In recognition of the 82nd anniversary of Japanese American incarceration during WWII, join Nevada Humanities and the Japanese American Citizens League for music, a short documentary, and an evening of conversation about remembrance and the power of stories in the Japanese American community. The evening will begin with a performance by Reno Taiko Tsurunokai, followed by a screening of Remembering Manzanar: A Documentary (21 min.), and conclude with a conversation with Dr. Meredith Oda, Associate Professor of History at the University of Nevada, Reno and Dr. Claire Stanford, Assistant Professor of English at the University of Nevada, Reno.

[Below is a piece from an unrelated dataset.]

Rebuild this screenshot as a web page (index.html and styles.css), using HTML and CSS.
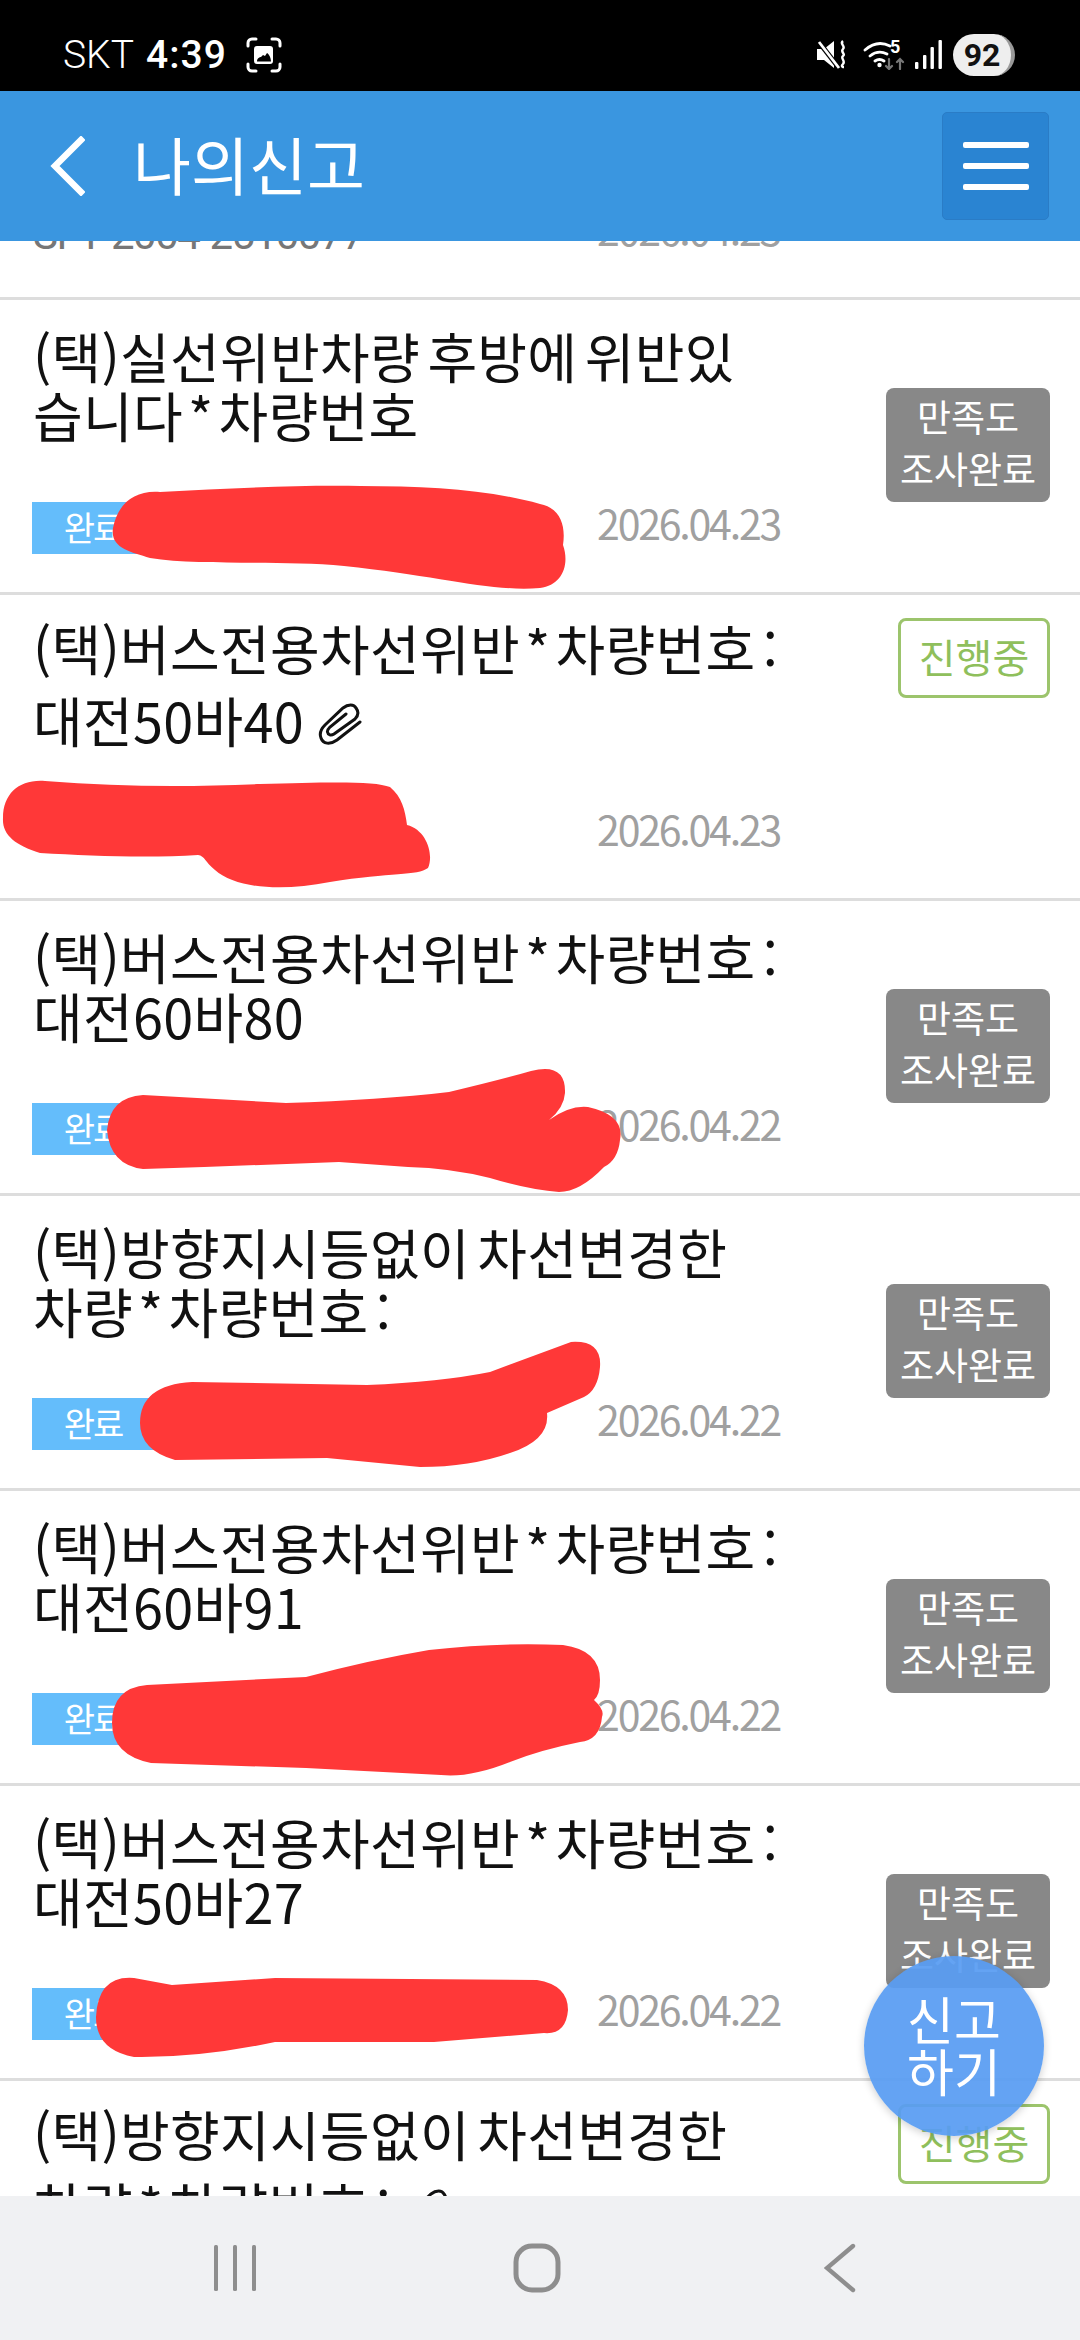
FILE: index.html
```html
<!DOCTYPE html>
<html lang="ko">
<head>
<meta charset="utf-8">
<title>나의신고</title>
<link rel="stylesheet" href="styles.css">
</head>
<body>
<div class="screen">
  <div class="status">
    <div class="status-left">
      <span class="carrier">SKT</span>
      <span class="clock">4:39</span>
      <svg class="shot" width="36" height="36" viewBox="0 0 36 36" fill="none" stroke="#fff" stroke-width="3" stroke-linecap="round"><path d="M2 9V6a4 4 0 0 1 4-4h4M26 2h4a4 4 0 0 1 4 4v3M34 27v3a4 4 0 0 1-4 4h-4M10 34H6a4 4 0 0 1-4-4v-3"/><path d="M8 12a3 3 0 0 1 3-3h13a3 3 0 0 1 3 3v12a3 3 0 0 1-3 3H11a3 3 0 0 1-3-3z" fill="#fff" stroke="none"/><path d="M11 24.500C11 21 14 20 15 20L17 18L19 19L21 16C23 17 25 21 25 24.500Z" fill="#000" stroke="none"/></svg>
    </div>
    <div class="status-right">
      <svg class="ic-mute" width="30" height="30" viewBox="0 0 30 30"><path d="M0 9h7L17 1v27L7 20H0z" fill="#fff"/><path d="M1 1l21 27" stroke="#000" stroke-width="5"/><path d="M2 2l20 26" stroke="#fff" stroke-width="2.800"/><path d="M26 1c-4 3 3 5 0 8s3 5 0 7 3 5 0 8 1 3 1 3" fill="none" stroke="#fff" stroke-width="2.400"/></svg>
      <svg class="ic-wifi" width="42" height="31" viewBox="0 0 42 31" fill="none" stroke="#fff" stroke-width="2.800" stroke-linecap="round"><path d="M2 11c8-7 17-8 25-4M7 17c5-4 11-5 17-2M12 22c3-2 6-2 9 0"/><circle cx="16.500" cy="26" r="2.200" fill="#fff" stroke="none"/><path d="M26 20v10M23 27l3 3 3-3M37 30V20M34 23l3-3 3 3" stroke="#777" stroke-width="2.200"/><text x="27" y="13.500" class="wifi-five">5</text></svg>
      <svg class="ic-signal" width="28" height="29" viewBox="0 0 28 29" fill="#fff"><rect x="1" y="22" width="3.400" height="7" rx="1"/><rect x="9" y="15" width="3.400" height="14" rx="1"/><rect x="16.500" y="7" width="3.400" height="22" rx="1"/><rect x="24.500" y="0" width="3.400" height="29" rx="1"/></svg>
      <span class="battery">92</span>
    </div>
  </div>

  <header class="appbar">
    <svg class="back" width="36" height="60" viewBox="0 0 36 60" fill="none" stroke="#fff" stroke-width="6.500" stroke-linecap="square"><path d="M32 4L6 30l26 26"/></svg>
    <h1 class="page-title">나의신고</h1>
    <button class="menu-btn" aria-label="메뉴"><span></span><span></span><span></span></button>
  </header>

  <main class="viewport">
    <div class="list">
      <article class="row row-first">
        <div class="main">
          <div class="meta"><span class="code">SFY-2004-2510077</span><span class="date">2026.04.23</span></div>
        </div>
      </article>
      <article class="row">
        <div class="main">
          <p class="title">(택)실선위반차량 후방에 위반있<br>습니다<i class="star">*</i>차량번호</p>
          <div class="meta"><span class="tag">완료</span><span class="date">2026.04.23</span></div>
        </div>
        <div class="badge done">만족도<br>조사완료</div>
      </article>
      <article class="row">
        <div class="main">
          <p class="title tall">(택)버스전용차선위반<i class="star">*</i>차량번호 :<br>대전50바40 <svg class="clip" width="44" height="43" viewBox="0 0 44 43" fill="none" stroke="#111" stroke-width="3" stroke-linecap="round"><path d="M42 19L19 37C12 42 5 41 3 35C1 30 3 26 7 22L25 5C30 1 36 1 38 5C41 9 40 13 37 16L16 31C13 33 10 32 9.500 29C9 27 10 26 12 24L28 11"/></svg></p>
          <div class="meta tall-meta"><span class="tag blank"></span><span class="date">2026.04.23</span></div>
        </div>
        <div class="badge going">진행중</div>
      </article>
      <article class="row">
        <div class="main">
          <p class="title">(택)버스전용차선위반<i class="star">*</i>차량번호 :<br>대전60바80</p>
          <div class="meta"><span class="tag">완료</span><span class="date">2026.04.22</span></div>
        </div>
        <div class="badge done">만족도<br>조사완료</div>
      </article>
      <article class="row">
        <div class="main">
          <p class="title">(택)방향지시등없이 차선변경한<br>차량<i class="star">*</i>차량번호 :</p>
          <div class="meta"><span class="tag">완료</span><span class="date">2026.04.22</span></div>
        </div>
        <div class="badge done">만족도<br>조사완료</div>
      </article>
      <article class="row">
        <div class="main">
          <p class="title">(택)버스전용차선위반<i class="star">*</i>차량번호 :<br>대전60바91</p>
          <div class="meta"><span class="tag">완료</span><span class="date">2026.04.22</span></div>
        </div>
        <div class="badge done">만족도<br>조사완료</div>
      </article>
      <article class="row">
        <div class="main">
          <p class="title">(택)버스전용차선위반<i class="star">*</i>차량번호 :<br>대전50바27</p>
          <div class="meta"><span class="tag">완료</span><span class="date">2026.04.22</span></div>
        </div>
        <div class="badge done">만족도<br>조사완료</div>
      </article>
      <article class="row">
        <div class="main">
          <p class="title tall">(택)방향지시등없이 차선변경한<br>차량<i class="star">*</i>차량번호 : <svg class="clip" width="44" height="43" viewBox="0 0 44 43" fill="none" stroke="#111" stroke-width="3" stroke-linecap="round"><path d="M42 19L19 37C12 42 5 41 3 35C1 30 3 26 7 22L25 5C30 1 36 1 38 5C41 9 40 13 37 16L16 31C13 33 10 32 9.500 29C9 27 10 26 12 24L28 11"/></svg></p>
        </div>
        <div class="badge going">진행중</div>
      </article>
    </div>
  </main>

  <nav class="navbar">
    <svg width="46" height="48" viewBox="0 0 46 48" fill="#8e8e8e"><rect x="2" y="1" width="4" height="46" rx="1.500"/><rect x="21" y="1" width="4" height="46" rx="1.500"/><rect x="40" y="1" width="4" height="46" rx="1.500"/></svg>
    <svg width="48" height="50" viewBox="0 0 48 50" fill="none" stroke="#8e8e8e" stroke-width="5"><rect x="3" y="3" width="42" height="44" rx="16"/></svg>
    <svg class="nav-back" width="32" height="50" viewBox="0 0 32 50" fill="none" stroke="#8e8e8e" stroke-width="4.400" stroke-linecap="round"><path d="M29 3L3 25l26 22"/></svg>
  </nav>

  <svg class="scribbles" width="1080" height="2340" viewBox="0 0 1080 2340" fill="#ff3838">
    <path d="M113 528C118 503 135 490 160 492C230 488 300 485 360 486C430 486 490 490 540 504C560 508 566 525 563 545C570 565 562 585 540 588C490 592 440 576 344 566C280 560 200 566 150 558C130 552 110 548 113 528Z"/>
    <path d="M3 818C3 793 20 779 45 781C120 787 190 787 260 784C330 782 375 781 390 787C402 797 405 810 407 825C427 830 434 855 428 868C417 876 392 872 330 882C280 892 235 888 215 870C205 862 205 856 198 855C150 858 90 856 40 853C15 845 2 835 3 818Z"/>
    <path d="M107 1130Q110 1097 143 1095L286 1103Q380 1100 449 1092Q500 1080 531 1071Q566 1062 565 1093Q564 1108 549 1120Q570 1105 588 1107Q625 1115 620 1140Q618 1160 604 1167Q580 1192 559 1192Q530 1190 490 1178Q450 1168 408 1167L339 1162L204 1167L143 1169Q110 1165 107 1130Z"/>
    <path d="M140 1423Q140 1385 192 1382L367 1385Q440 1382 490 1372L571 1342Q602 1340 600 1367Q598 1390 584 1397L547 1413Q550 1440 510 1453Q470 1467 420 1467L327 1458L175 1460Q140 1450 140 1423Z"/>
    <path d="M112 1723Q112 1688 147 1685L306 1677Q370 1660 429 1650Q500 1642 563 1645Q600 1650 600 1680Q600 1695 594 1700Q605 1710 602 1717Q600 1740 580 1742Q540 1750 510 1762Q470 1778 441 1775L306 1768L151 1763Q112 1755 112 1723Z"/>
    <path d="M96 2017Q98 1975 134 1978L172 1985L275 1978L537 1980Q568 1985 568 2010Q566 2035 544 2033L434 2042L275 2042Q200 2058 134 2057Q96 2050 96 2017Z"/>
  </svg>

  <button class="fab">신고<br>하기</button>
</div>
</body>
</html>
```

FILE: styles.css
```css
* { box-sizing: border-box; }
html, body { margin: 0; padding: 0; }
body { width: 1080px; height: 2340px; overflow: hidden; background: #fff; font-family: "Noto Sans CJK KR", "Noto Sans", sans-serif; }
.screen { position: relative; width: 1080px; height: 2340px; display: flex; flex-direction: column; overflow: hidden; }

.status { height: 91px; flex: none; background: #000; color: #fff; display: flex; justify-content: space-between; align-items: center; padding: 18px 65px 0 63px; }
.status-left, .status-right { display: flex; align-items: center; }
.carrier { font-family: Roboto, sans-serif; font-size: 39px; font-weight: 300; margin-right: 12px; }
.clock { font-family: Roboto, sans-serif; font-size: 39px; font-weight: 500; letter-spacing: 1px; margin-right: 19px; }
.ic-mute { margin-right: 16px; }
.ic-wifi { margin-right: 9px; }
.ic-signal { margin-right: 11px; }
.wifi-five { font-family: Roboto, sans-serif; font-size: 18px; font-weight: 700; fill: #fff; stroke: none; }
.battery { width: 62px; height: 42px; border-radius: 21px; background: #eee; color: #111; font-family: Roboto, sans-serif; font-size: 32px; font-weight: 700; display: flex; align-items: center; justify-content: center; border-right: 4px solid #999; }

.appbar { height: 150px; flex: none; background: #3a96e0; display: flex; align-items: center; padding: 0 31px 0 49px; position: relative; z-index: 2; }
.page-title { margin: 0 0 8px 48px; flex: 1; font-size: 63px; font-weight: 400; color: #fff; line-height: 1; }
.menu-btn { width: 107px; height: 108px; border: 1px solid #2a7cc6; padding: 0; border-radius: 5px; background: #2a84d2; display: flex; flex-direction: column; align-items: center; justify-content: center; gap: 15px; }
.menu-btn span { display: block; width: 66px; height: 6px; border-radius: 2px; background: #fff; }

.viewport { flex: 1; min-height: 0; overflow: hidden; }
.list { margin-top: -233px; }
.row { display: flex; height: 295px; border-bottom: 3px solid #ddd; padding: 28px 30px 0 32px; align-items: flex-start; }
.row-first { height: 292px; padding-top: 200px; }
.row:nth-child(3) { height: 306px; }
.main { flex: 1; min-width: 0; }
.title { margin: -2px 0 2px 1px; color: #111; font-size: 54px; line-height: 59px; height: 118px; letter-spacing: 0.3px; word-spacing: -8px; }
.title.tall { line-height: 72px; height: 144px; margin-top: -11px; margin-bottom: 2px; }
.star { font-style: normal; margin: 0 5px; }
.clip { vertical-align: -3px; margin-left: 7px; }
.meta { display: flex; align-items: center; margin-top: 58px; height: 52px; width: 748px; }
.tall-meta { margin-top: 52px; }
.row-first .meta { margin-top: 0; }
.code { font-family: Roboto, sans-serif; font-size: 42px; color: #777; letter-spacing: -1.5px; margin-left: 1px; }
.tag { width: 122px; height: 52px; padding-bottom: 4px; background: #64bdfb; color: #fff; font-size: 34px; letter-spacing: -2px; display: flex; align-items: center; justify-content: center; }
.tag.blank { background: transparent; }
.date { margin-left: auto; margin-bottom: 12px; font-size: 41px; color: #a0a0a0; letter-spacing: -2.2px; }
.badge { flex: none; border-radius: 8px; text-align: center; font-size: 37px; }
.badge.done { width: 164px; height: 114px; background: #888; color: #fff; line-height: 52px; padding-top: 2px; margin-top: 60px; }
.badge.going { width: 152px; height: 80px; margin-top: -5px; margin-left: 12px; background: #fff; border: 3px solid #9cc46c; color: #8fbf5c; font-size: 40px; line-height: 70px; }

.navbar { height: 144px; flex: none; background: #f0f1f3; display: flex; gap: 255px; align-items: center; padding-left: 212px; position: relative; z-index: 2; }
.nav-back { margin-left: 8px; }

.scribbles { position: absolute; left: 0; top: 0; pointer-events: none; z-index: 1; }
.fab { position: absolute; left: 864px; top: 1956px; width: 180px; height: 180px; border: 0; border-radius: 50%; padding: 0 0 4px; background: rgba(88, 156, 242, 0.93); color: #fff; font-family: inherit; font-size: 51px; line-height: 52px; box-shadow: 0 2px 8px rgba(0,0,0,.2); z-index: 3; }
```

Meredith Oda is Associate Professor of History at the University of Nevada, Reno. Her research and teaching focuses on Asian American history, urban history, US-East Asian relations, the U.S. in the world, and the 20 th century US. A graduate from UC Berkeley and the University of Chicago, her first book, The Gateway to the Pacific: Japanese Americans and the Remaking of San Francisco (Chicago, 2018), was a transpacific urban history of San Francisco. In addition to articles in scholarly journals, her writing has also been published in Nevada Humanities blogs, the San Francisco Chronicle, TIME magazine, and other popular outlets. She has received grants and fellowships from the National Endowment for the Humanities, the Huntington Library, the Center for East Asian Studies at the University of Chicago, and the University of Nevada, Reno. She’s currently at work on a book about mobility and alienage in Japanese American WWII incarceration and resettlement.
Claire Stanford is the author of the novel Happy for You (Viking, 2022), which was named a New York Times Book Review Editors' Choice. Her fiction and essays have appeared in Black Warrior Review, The Rumpus, Tin House Flash Fridays, Electric Lit, Lit Hub, The Millions, Los Angeles Review of Books, and The American Scholar, among other publications; her scholarship has appeared in Modern Fiction Studies and is forthcoming in the Routledge Handbook of CoFuturisms. She holds an MFA from the University of Minnesota and a PhD in English from the University of California, Los Angeles.